MOPA: Modular Object Navigation with PointGoal Agents
Sonia Raychaudhuri, Tommaso Campari, Unnat Jain, Manolis Savva, Angel X. Chang
TL;DR
MOPA proposes a modular Object Navigation framework that decouples object detection, semantic mapping, exploration, and navigation, enabling reuse of pretrained PointNav policies for long-horizon tasks. By building a top-down semantic map and testing multiple exploration strategies, the authors show that a simple Uniform exploration policy combined with a PointNav-based navigator can outperform more complex, end-to-end or analytically-planned baselines. The creation of MultiON 2.0 provides a large, challenging benchmark with natural and cylinder objects, distractors, and longer episodes to study generalization and transfer. The results demonstrate strong transferability to unseen environments and highlight practical design choices—most notably, the benefit of modularity and the surprising efficacy of Uniform exploration.
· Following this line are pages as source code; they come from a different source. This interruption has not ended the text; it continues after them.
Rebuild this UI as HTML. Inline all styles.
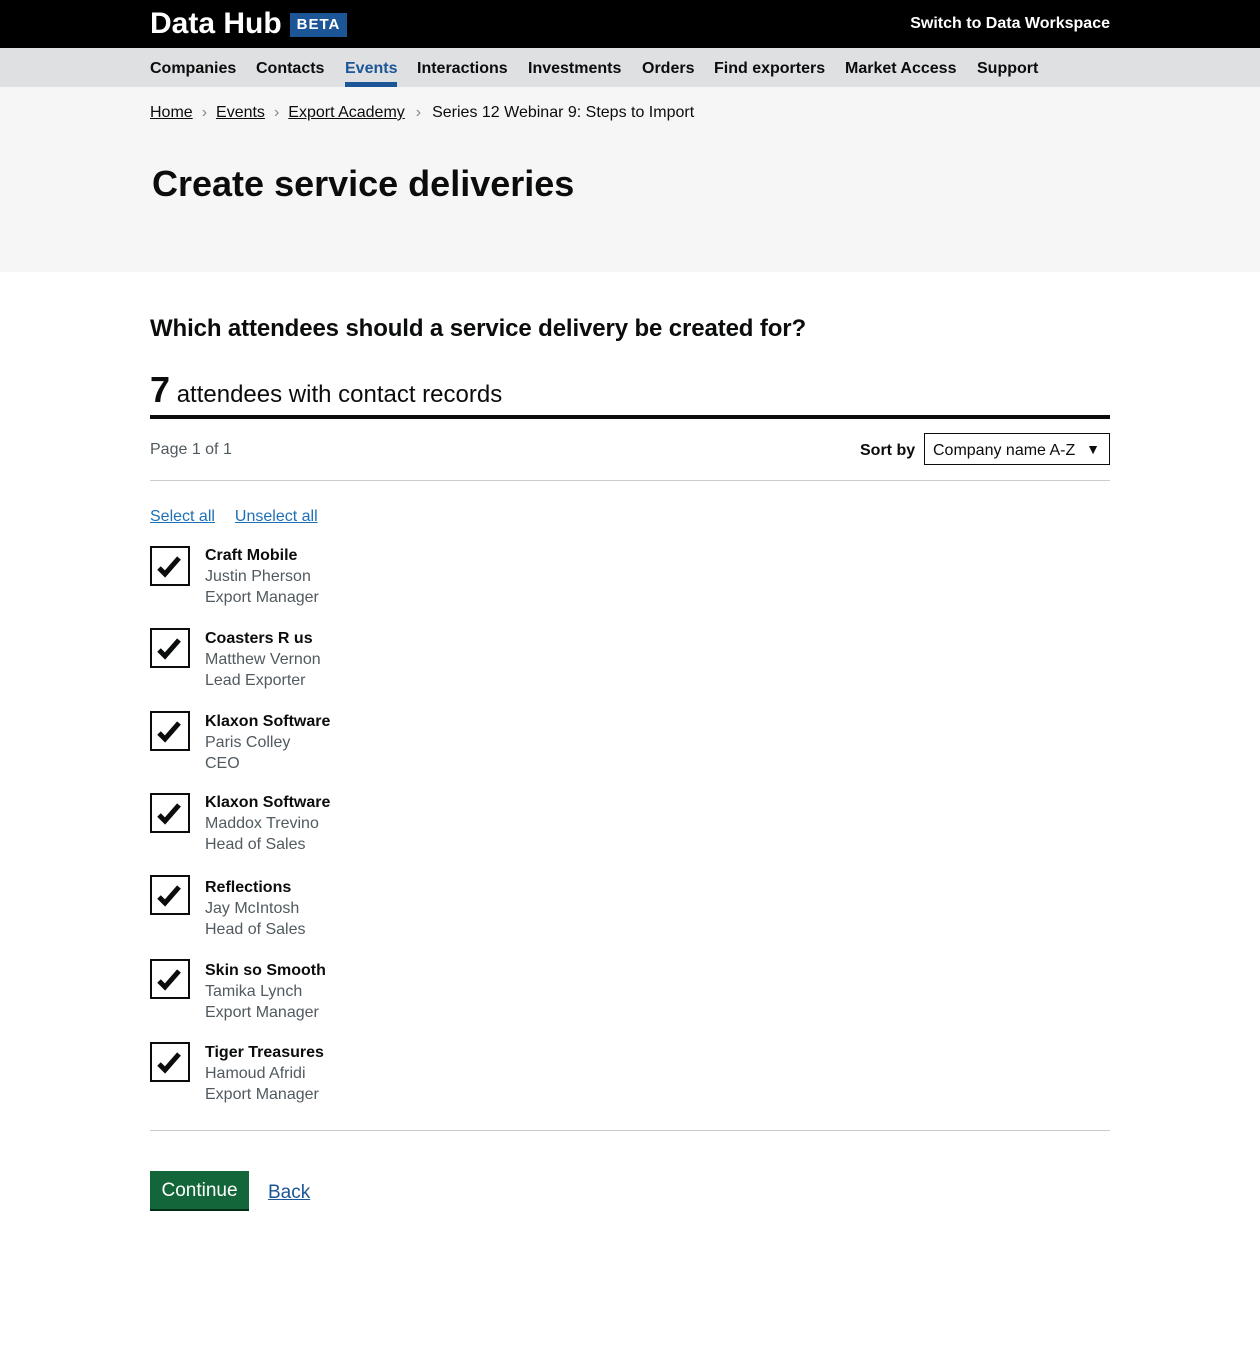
<!DOCTYPE html>
<html><head><meta charset="utf-8"><style>
*{margin:0;padding:0;box-sizing:border-box}
body{width:1260px;height:1351px;font-family:"Liberation Sans",Arial,sans-serif;color:#0b0c0c;background:#fff;position:relative}
.a{position:absolute;white-space:nowrap}
a{color:#1d70b8;text-decoration:underline}
.nav span{position:absolute;top:60px;font-size:16px;font-weight:bold}
.cb{position:absolute;left:150px;width:40px;height:40px;border:2px solid #0b0c0c}
.cb svg{position:absolute;left:0;top:0}
.it{position:absolute;left:205px;font-size:16px;line-height:21px;color:#505a5f}
.it b{color:#0b0c0c}
</style></head><body>
<div class="a" style="left:0;top:0;width:1260px;height:48px;background:#000"></div>
<div class="a" style="left:150px;top:6px;color:#fff;font-size:30px;font-weight:bold;line-height:36px">Data Hub</div>
<div class="a" style="left:290px;top:13px;width:57px;height:24px;background:#1d5696;color:#fff;font-size:15px;font-weight:bold;text-align:center;line-height:24px;letter-spacing:1px">BETA</div>
<div class="a" style="right:150px;top:15px;color:#fff;font-size:16px;font-weight:bold">Switch to Data Workspace</div>
<div class="a" style="left:0;top:48px;width:1260px;height:39px;background:#dee0e2"></div>
<div class="nav">
<span style="left:150px">Companies</span><span style="left:256px">Contacts</span><span style="left:345px;color:#1d5696">Events</span><span style="left:417px">Interactions</span><span style="left:528px">Investments</span><span style="left:642px">Orders</span><span style="left:714px">Find exporters</span><span style="left:845px">Market Access</span><span style="left:977px">Support</span>
</div>
<div class="a" style="left:345px;top:82px;width:52px;height:5px;background:#1d5696"></div>
<div class="a" style="left:0;top:87px;width:1260px;height:185px;background:#f6f6f6"></div>
<div class="a" style="left:150px;top:104px;font-size:16px;color:#0b0c0c"><a style="color:#0b0c0c">Home</a><span style="color:#888;margin:0 9px">›</span><a style="color:#0b0c0c">Events</a><span style="color:#888;margin:0 9px">›</span><a style="color:#0b0c0c">Export Academy</a><span style="color:#888;margin:0 11px">›</span>Series 12 Webinar 9: Steps to Import</div>
<div class="a" style="left:152px;top:163px;font-size:36px;font-weight:bold">Create service deliveries</div>
<div class="a" style="left:150px;top:315px;font-size:24px;font-weight:bold;letter-spacing:-0.12px">Which attendees should a service delivery be created for?</div>
<div class="a" style="left:150px;top:369px;font-size:24px"><b style="font-size:36px">7</b> attendees with contact records</div>
<div class="a" style="left:150px;top:415px;width:960px;height:4px;background:#0b0c0c"></div>
<div class="a" style="left:150px;top:441px;font-size:16px;color:#505a5f">Page 1 of 1</div>
<div class="a" style="left:860px;top:442px;font-size:16px;font-weight:bold">Sort by</div>
<div class="a" style="left:924px;top:433px;width:186px;height:32px;border:1px solid #0b0c0c;font-size:16px;padding:8px 8px">Company name A-Z<span style="position:absolute;right:9px;top:7px;font-size:14px">▼</span></div>
<div class="a" style="left:150px;top:480px;width:960px;height:1px;background:#ccc"></div>
<div class="a" style="left:150px;top:508px;font-size:16px"><a>Select all</a><a style="margin-left:20px">Unselect all</a></div>

<div class="cb" style="top:546px"><svg width="36" height="36"><path d="M7 20 L13 26 L27 10" stroke="#0b0c0c" stroke-width="5" fill="none"/></svg></div>
<div class="it" style="top:545px"><b>Craft Mobile</b><br>Justin Pherson<br>Export Manager</div>
<div class="cb" style="top:628px"><svg width="36" height="36"><path d="M7 20 L13 26 L27 10" stroke="#0b0c0c" stroke-width="5" fill="none"/></svg></div>
<div class="it" style="top:628px"><b>Coasters R us</b><br>Matthew Vernon<br>Lead Exporter</div>
<div class="cb" style="top:711px"><svg width="36" height="36"><path d="M7 20 L13 26 L27 10" stroke="#0b0c0c" stroke-width="5" fill="none"/></svg></div>
<div class="it" style="top:711px"><b>Klaxon Software</b><br>Paris Colley<br>CEO</div>
<div class="cb" style="top:793px"><svg width="36" height="36"><path d="M7 20 L13 26 L27 10" stroke="#0b0c0c" stroke-width="5" fill="none"/></svg></div>
<div class="it" style="top:792px"><b>Klaxon Software</b><br>Maddox Trevino<br>Head of Sales</div>
<div class="cb" style="top:875px"><svg width="36" height="36"><path d="M7 20 L13 26 L27 10" stroke="#0b0c0c" stroke-width="5" fill="none"/></svg></div>
<div class="it" style="top:877px"><b>Reflections</b><br>Jay McIntosh<br>Head of Sales</div>
<div class="cb" style="top:959px"><svg width="36" height="36"><path d="M7 20 L13 26 L27 10" stroke="#0b0c0c" stroke-width="5" fill="none"/></svg></div>
<div class="it" style="top:960px"><b>Skin so Smooth</b><br>Tamika Lynch<br>Export Manager</div>
<div class="cb" style="top:1042px"><svg width="36" height="36"><path d="M7 20 L13 26 L27 10" stroke="#0b0c0c" stroke-width="5" fill="none"/></svg></div>
<div class="it" style="top:1042px"><b>Tiger Treasures</b><br>Hamoud Afridi<br>Export Manager</div>

<div class="a" style="left:150px;top:1130px;width:960px;height:1px;background:#ccc"></div>
<div class="a" style="left:150px;top:1171px;width:99px;height:40px;background:#136639;border-bottom:2px solid #002d18;color:#fff;font-size:19px;text-align:center;line-height:40px">Continue</div>
<div class="a" style="left:268px;top:1182px;font-size:19px"><a style="color:#1d5696">Back</a></div>
</body></html>
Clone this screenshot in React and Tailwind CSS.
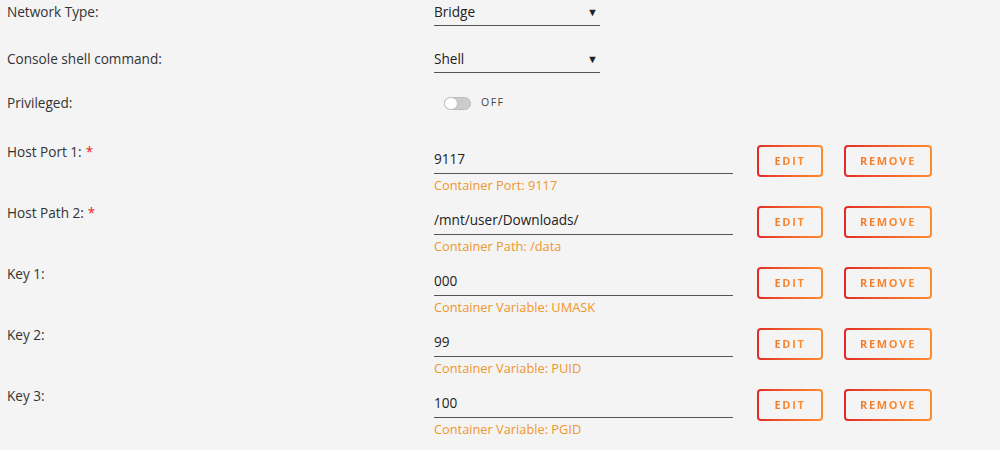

Overall, the work suggests that leveraging transfer learning and simple heuristics within a modular pipeline can yield robust, scalable solutions for long-horizon embodied navigation tasks.
Abstract
We propose a simple but effective modular approach MOPA (Modular ObjectNav with PointGoal agents) to systematically investigate the inherent modularity of the object navigation task in Embodied AI. MOPA consists of four modules: (a) an object detection module trained to identify objects from RGB images, (b) a map building module to build a semantic map of the observed objects, (c) an exploration module enabling the agent to explore the environment, and (d) a navigation module to move to identified target objects. We show that we can effectively reuse a pretrained PointGoal agent as the navigation model instead of learning to navigate from scratch, thus saving time and compute. We also compare various exploration strategies for MOPA and find that a simple uniform strategy significantly outperforms more advanced exploration methods.